Records contained in a dataset
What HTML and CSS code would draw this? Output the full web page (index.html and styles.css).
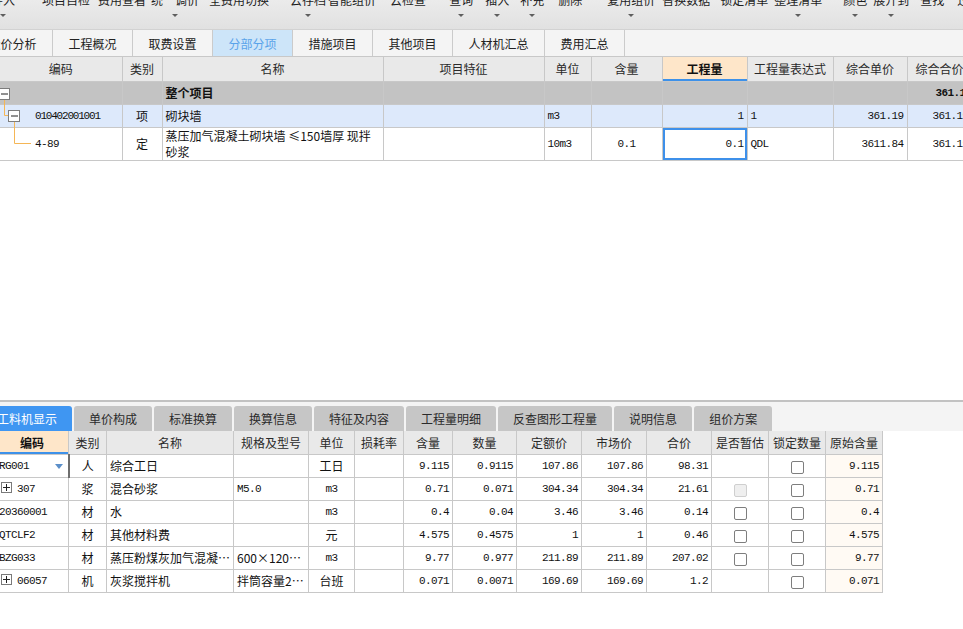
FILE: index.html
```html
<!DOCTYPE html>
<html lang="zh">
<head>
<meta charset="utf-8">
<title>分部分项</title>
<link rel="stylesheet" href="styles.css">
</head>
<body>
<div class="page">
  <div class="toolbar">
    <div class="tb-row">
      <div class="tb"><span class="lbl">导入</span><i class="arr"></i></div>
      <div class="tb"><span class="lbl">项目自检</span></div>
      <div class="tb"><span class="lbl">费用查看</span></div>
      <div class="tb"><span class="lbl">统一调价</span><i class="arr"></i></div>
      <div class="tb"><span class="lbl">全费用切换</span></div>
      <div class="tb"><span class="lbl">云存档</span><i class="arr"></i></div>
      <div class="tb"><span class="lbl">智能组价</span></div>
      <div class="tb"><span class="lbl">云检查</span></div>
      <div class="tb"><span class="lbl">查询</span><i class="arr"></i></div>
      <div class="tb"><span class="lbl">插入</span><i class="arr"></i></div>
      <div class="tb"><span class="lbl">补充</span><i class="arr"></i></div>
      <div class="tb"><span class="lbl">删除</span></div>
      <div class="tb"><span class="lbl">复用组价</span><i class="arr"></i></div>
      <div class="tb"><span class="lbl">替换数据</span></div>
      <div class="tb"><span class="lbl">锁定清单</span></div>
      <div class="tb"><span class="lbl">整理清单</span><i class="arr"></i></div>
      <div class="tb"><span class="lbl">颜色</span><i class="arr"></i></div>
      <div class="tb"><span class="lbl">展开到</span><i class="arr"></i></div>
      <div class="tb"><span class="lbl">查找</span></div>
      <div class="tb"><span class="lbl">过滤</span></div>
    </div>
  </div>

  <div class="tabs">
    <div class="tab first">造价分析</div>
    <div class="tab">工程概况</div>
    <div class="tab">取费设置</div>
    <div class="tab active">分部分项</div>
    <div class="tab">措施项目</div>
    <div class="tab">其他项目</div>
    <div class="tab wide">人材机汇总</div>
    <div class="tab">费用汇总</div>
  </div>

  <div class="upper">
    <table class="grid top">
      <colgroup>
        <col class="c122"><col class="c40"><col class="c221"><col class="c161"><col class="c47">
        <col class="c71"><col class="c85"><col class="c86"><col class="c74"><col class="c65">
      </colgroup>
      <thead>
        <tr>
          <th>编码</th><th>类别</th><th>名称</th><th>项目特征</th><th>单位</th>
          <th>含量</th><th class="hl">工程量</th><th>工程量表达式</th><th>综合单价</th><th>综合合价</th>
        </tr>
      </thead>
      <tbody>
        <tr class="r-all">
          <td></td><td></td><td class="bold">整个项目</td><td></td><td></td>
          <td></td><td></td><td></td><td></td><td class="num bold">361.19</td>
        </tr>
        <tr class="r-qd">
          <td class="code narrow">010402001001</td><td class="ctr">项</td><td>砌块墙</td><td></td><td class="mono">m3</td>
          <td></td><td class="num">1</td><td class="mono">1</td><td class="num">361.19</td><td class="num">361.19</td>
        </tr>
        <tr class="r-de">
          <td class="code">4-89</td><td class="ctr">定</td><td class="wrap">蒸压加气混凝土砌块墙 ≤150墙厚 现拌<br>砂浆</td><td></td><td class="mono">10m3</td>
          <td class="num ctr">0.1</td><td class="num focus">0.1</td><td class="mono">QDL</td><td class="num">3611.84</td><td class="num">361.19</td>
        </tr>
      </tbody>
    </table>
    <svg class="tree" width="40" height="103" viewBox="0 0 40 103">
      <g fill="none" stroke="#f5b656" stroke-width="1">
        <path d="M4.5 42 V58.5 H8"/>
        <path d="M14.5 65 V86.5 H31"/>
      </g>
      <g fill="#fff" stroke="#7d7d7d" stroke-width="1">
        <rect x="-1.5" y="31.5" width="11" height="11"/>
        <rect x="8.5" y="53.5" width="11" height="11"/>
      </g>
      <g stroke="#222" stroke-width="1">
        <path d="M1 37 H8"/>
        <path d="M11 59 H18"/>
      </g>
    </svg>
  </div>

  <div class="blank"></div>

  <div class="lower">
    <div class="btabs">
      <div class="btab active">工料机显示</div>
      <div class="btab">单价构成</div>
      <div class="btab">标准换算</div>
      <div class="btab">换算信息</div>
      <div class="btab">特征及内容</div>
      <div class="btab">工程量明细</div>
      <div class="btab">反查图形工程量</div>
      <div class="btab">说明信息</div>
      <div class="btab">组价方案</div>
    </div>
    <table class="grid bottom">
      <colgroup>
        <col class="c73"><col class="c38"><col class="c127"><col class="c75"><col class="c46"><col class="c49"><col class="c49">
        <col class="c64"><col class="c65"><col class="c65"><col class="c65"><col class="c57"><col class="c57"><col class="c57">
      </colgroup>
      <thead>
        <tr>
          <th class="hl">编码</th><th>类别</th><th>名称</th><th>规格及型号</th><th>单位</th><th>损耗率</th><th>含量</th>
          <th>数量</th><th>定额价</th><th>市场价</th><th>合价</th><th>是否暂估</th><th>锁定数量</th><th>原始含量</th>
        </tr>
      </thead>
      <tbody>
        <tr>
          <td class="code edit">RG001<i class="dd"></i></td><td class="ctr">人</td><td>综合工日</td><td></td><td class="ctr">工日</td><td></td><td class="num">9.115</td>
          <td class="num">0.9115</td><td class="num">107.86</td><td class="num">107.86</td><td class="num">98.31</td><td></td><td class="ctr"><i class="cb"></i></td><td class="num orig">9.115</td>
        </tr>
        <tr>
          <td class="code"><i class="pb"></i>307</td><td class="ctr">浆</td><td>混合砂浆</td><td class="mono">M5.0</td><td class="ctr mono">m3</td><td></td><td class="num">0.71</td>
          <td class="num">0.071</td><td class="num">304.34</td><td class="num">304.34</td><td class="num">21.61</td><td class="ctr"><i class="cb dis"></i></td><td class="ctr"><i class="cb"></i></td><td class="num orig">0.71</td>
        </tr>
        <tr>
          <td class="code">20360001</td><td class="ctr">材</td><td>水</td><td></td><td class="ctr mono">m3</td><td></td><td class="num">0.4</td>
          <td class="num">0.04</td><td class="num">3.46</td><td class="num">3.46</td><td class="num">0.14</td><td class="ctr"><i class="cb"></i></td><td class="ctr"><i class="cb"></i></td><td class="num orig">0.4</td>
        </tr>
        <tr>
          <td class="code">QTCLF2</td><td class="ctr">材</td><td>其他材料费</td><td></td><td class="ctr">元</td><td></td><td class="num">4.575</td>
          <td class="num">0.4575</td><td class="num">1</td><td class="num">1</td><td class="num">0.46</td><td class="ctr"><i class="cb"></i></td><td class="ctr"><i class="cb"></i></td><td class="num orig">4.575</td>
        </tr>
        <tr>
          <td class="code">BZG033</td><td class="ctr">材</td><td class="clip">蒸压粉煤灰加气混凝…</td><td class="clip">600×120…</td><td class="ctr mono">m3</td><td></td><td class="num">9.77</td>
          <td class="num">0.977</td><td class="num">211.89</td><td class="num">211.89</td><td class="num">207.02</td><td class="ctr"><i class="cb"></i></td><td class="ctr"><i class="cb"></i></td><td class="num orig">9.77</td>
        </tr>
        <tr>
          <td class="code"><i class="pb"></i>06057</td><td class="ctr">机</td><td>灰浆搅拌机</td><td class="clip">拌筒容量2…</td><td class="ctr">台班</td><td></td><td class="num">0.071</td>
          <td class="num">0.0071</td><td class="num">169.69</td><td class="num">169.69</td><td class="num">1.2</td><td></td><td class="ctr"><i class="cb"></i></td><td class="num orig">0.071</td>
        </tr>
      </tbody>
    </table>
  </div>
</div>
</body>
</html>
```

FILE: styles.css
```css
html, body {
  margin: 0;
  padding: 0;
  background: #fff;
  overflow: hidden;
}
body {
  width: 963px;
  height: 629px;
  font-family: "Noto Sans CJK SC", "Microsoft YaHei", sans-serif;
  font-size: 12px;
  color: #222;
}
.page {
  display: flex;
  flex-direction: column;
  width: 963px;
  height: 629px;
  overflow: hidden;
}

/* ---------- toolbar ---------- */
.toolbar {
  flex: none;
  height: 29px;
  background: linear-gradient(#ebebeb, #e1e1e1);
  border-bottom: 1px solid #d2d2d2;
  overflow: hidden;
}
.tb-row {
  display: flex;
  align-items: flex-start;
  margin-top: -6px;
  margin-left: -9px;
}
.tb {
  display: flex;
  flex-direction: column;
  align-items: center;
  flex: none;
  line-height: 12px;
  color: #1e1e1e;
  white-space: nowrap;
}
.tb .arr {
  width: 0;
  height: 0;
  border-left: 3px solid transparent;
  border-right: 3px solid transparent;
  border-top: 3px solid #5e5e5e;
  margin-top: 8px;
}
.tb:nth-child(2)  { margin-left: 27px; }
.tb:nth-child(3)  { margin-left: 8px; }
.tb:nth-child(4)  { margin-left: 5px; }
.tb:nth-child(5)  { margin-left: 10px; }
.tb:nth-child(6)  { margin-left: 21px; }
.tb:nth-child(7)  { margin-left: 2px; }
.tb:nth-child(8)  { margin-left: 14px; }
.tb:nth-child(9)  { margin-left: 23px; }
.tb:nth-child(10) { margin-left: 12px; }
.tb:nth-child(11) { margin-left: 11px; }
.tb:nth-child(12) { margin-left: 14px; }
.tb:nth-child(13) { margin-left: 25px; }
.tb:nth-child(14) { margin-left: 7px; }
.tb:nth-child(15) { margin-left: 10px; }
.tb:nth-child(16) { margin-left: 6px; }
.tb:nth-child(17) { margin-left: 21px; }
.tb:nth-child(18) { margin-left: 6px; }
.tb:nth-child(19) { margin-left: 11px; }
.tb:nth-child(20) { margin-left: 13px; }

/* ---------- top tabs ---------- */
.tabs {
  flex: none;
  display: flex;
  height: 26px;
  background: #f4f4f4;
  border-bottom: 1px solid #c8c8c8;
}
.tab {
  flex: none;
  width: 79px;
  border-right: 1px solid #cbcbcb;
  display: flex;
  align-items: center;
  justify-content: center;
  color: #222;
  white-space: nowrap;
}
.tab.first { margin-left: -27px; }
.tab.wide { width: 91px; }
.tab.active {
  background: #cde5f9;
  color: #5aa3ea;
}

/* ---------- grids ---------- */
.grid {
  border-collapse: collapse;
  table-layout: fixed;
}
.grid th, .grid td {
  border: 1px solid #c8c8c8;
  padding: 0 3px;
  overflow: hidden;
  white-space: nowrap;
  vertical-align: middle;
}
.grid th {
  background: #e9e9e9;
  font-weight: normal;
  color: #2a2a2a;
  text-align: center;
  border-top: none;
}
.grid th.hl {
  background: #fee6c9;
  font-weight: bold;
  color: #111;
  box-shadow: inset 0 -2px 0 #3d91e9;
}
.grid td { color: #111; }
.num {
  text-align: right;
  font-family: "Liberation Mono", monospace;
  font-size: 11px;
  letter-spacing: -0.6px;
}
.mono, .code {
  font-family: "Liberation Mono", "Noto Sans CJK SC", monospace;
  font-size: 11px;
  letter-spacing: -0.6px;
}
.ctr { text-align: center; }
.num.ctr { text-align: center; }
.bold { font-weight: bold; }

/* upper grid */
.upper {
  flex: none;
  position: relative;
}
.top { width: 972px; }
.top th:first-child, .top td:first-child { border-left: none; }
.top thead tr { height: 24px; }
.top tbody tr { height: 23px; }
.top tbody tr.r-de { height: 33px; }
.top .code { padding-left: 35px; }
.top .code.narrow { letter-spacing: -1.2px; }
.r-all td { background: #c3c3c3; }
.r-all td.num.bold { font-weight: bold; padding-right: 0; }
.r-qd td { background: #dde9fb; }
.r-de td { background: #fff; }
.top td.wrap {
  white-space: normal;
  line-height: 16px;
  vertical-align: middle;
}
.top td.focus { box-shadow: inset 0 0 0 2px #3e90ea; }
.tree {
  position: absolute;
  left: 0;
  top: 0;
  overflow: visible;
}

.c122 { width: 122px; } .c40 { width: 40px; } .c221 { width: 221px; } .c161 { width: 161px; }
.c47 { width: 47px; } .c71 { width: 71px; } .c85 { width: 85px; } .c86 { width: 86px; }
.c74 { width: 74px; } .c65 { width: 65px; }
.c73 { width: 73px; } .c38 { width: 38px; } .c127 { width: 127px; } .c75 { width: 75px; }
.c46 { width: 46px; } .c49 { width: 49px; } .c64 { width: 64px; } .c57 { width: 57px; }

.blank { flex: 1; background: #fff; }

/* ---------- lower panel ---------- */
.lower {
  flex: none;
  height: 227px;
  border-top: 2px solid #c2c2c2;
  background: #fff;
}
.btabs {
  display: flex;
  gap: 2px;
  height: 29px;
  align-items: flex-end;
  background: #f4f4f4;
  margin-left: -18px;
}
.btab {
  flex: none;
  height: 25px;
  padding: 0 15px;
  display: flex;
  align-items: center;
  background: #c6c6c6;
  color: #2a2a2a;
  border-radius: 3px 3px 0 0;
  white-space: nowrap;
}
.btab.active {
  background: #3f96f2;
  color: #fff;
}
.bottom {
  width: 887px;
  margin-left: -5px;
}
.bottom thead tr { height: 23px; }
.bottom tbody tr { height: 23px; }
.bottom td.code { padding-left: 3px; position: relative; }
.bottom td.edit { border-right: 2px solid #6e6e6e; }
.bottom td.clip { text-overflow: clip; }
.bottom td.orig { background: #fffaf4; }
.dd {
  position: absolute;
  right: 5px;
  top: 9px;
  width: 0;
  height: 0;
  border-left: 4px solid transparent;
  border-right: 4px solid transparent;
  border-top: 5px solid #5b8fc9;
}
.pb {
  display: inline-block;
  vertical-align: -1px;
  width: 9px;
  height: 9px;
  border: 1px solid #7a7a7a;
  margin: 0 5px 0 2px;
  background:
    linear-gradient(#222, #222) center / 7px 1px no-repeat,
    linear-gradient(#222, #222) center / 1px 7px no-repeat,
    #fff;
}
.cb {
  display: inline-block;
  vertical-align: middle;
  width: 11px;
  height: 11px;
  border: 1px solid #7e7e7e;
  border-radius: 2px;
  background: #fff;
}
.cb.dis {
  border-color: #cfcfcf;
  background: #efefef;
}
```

* * *

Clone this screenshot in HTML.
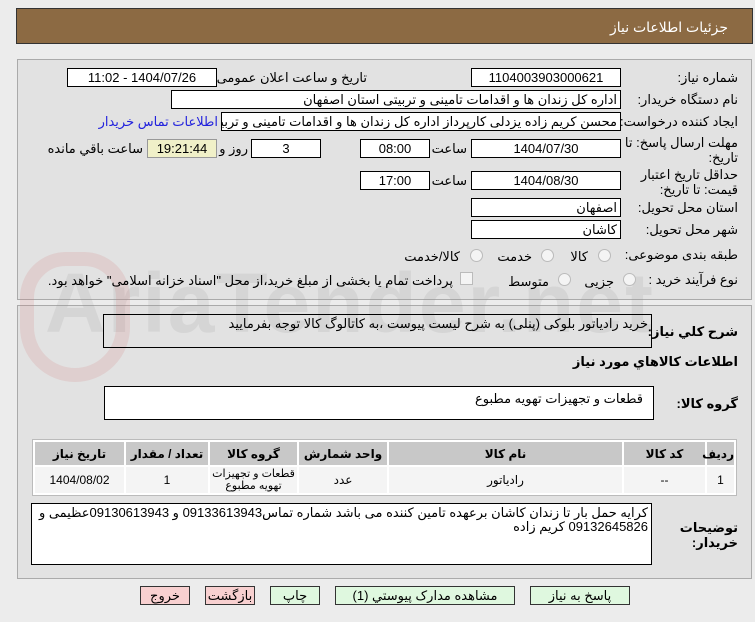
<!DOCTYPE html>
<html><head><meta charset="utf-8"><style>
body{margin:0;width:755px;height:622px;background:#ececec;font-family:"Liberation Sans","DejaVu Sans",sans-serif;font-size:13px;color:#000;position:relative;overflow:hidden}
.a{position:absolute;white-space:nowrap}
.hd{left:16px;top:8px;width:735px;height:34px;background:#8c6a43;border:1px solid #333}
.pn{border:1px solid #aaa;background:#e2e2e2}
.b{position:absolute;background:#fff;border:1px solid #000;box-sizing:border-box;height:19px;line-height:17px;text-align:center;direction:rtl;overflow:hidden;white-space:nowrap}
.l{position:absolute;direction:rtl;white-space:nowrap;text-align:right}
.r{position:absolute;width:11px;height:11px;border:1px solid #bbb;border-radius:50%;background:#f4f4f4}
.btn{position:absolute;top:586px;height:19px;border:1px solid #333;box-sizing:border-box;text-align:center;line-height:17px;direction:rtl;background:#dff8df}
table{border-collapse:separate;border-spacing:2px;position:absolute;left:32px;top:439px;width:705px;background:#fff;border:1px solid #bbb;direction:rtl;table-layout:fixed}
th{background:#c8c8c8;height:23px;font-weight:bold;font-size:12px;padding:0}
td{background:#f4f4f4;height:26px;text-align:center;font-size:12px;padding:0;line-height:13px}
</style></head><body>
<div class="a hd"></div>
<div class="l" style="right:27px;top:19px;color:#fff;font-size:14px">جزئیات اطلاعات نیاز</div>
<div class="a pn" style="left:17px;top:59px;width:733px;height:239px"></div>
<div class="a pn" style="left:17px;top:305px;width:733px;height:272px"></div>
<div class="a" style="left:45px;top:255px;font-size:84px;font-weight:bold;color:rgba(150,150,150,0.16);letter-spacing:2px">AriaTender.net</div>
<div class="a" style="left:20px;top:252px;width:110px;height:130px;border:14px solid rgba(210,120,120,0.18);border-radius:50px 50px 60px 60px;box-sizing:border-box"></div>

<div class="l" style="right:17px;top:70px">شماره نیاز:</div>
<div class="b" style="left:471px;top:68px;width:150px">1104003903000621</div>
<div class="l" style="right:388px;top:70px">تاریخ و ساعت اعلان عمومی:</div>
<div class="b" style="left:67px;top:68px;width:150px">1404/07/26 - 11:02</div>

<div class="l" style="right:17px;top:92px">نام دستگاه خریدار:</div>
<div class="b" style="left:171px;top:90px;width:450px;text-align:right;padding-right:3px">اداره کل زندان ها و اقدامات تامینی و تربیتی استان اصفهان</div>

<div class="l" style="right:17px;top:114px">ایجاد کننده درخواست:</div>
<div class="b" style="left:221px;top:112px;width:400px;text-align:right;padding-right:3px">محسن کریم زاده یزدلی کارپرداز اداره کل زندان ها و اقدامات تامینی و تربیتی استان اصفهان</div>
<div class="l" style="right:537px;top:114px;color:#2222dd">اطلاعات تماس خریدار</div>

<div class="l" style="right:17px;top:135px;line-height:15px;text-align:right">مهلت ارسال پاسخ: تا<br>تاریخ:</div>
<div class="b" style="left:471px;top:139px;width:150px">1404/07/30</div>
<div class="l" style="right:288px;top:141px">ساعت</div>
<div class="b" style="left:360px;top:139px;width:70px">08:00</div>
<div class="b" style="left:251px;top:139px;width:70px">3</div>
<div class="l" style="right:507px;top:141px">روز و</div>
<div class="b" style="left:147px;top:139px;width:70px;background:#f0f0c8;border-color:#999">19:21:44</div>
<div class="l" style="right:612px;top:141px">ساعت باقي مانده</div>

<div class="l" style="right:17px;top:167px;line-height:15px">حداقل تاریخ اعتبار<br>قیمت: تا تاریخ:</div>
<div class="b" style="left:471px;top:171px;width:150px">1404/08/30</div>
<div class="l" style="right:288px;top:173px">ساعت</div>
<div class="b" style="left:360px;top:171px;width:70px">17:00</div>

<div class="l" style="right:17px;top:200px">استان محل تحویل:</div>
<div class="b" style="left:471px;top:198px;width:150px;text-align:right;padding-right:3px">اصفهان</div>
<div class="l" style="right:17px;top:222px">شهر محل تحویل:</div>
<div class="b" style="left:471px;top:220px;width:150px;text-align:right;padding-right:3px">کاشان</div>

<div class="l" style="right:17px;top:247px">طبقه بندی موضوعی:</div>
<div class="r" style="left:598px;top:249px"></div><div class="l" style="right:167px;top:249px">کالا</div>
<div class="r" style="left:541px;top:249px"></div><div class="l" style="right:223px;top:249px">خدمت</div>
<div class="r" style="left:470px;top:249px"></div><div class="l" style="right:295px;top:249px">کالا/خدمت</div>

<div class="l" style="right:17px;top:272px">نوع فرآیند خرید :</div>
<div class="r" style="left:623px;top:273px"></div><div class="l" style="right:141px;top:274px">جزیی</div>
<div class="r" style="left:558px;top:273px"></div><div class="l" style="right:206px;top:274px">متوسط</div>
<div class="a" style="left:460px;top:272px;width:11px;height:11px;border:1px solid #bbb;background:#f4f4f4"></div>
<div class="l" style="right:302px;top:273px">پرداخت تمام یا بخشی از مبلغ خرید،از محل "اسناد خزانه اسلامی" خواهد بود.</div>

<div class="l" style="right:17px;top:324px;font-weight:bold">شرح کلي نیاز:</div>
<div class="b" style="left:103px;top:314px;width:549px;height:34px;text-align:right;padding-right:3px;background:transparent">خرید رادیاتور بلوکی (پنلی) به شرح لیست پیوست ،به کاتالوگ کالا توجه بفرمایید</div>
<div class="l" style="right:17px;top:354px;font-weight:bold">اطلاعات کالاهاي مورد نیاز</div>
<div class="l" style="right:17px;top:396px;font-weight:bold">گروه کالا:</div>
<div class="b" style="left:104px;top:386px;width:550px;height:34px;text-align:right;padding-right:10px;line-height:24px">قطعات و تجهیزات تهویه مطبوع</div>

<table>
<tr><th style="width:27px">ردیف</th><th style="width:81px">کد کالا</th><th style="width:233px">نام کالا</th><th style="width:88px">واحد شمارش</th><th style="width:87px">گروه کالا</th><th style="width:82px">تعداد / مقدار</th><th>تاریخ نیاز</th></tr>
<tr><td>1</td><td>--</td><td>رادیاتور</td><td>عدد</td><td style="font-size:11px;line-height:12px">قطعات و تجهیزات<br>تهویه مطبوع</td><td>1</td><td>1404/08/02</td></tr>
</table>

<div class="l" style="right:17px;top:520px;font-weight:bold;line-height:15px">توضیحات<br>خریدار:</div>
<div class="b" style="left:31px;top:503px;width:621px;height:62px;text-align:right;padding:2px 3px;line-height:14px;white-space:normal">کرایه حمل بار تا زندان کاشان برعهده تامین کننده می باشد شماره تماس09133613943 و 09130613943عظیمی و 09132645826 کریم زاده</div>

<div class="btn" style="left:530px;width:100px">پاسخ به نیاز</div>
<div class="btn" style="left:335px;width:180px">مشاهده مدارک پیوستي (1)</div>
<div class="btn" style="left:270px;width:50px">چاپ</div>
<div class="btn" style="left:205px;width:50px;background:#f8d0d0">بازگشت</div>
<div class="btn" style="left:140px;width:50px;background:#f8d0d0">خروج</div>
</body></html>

* * *

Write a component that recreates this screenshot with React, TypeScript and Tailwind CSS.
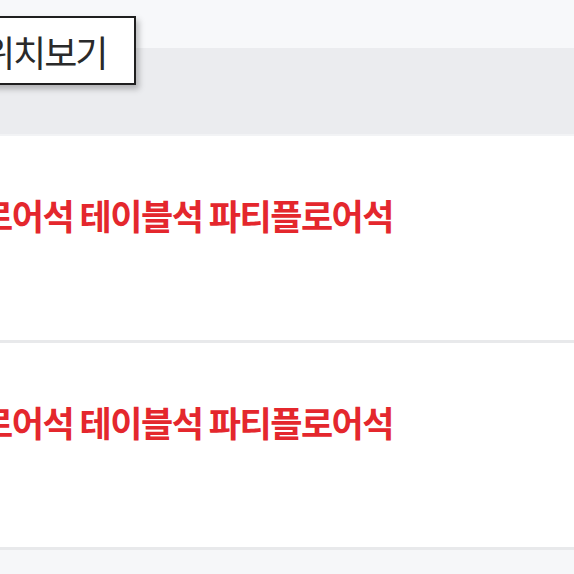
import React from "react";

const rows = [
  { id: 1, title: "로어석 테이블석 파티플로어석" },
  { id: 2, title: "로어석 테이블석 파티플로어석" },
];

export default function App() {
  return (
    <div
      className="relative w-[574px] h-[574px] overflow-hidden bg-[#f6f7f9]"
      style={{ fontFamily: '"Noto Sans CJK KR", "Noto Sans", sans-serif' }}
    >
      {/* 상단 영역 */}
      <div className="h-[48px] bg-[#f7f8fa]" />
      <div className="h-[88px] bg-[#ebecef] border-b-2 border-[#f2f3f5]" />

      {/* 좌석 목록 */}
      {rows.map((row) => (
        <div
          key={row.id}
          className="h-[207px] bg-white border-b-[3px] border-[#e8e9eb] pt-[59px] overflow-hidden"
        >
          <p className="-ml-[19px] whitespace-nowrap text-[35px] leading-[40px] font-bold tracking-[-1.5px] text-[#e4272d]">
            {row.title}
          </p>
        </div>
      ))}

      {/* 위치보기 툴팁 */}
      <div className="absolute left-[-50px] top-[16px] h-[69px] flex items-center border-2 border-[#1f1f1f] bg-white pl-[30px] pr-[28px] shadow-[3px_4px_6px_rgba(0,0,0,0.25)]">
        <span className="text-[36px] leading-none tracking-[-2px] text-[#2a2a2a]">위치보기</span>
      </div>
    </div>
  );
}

Task objective: Determine how many lines include the word "this" and report that number by itself.

Result: 3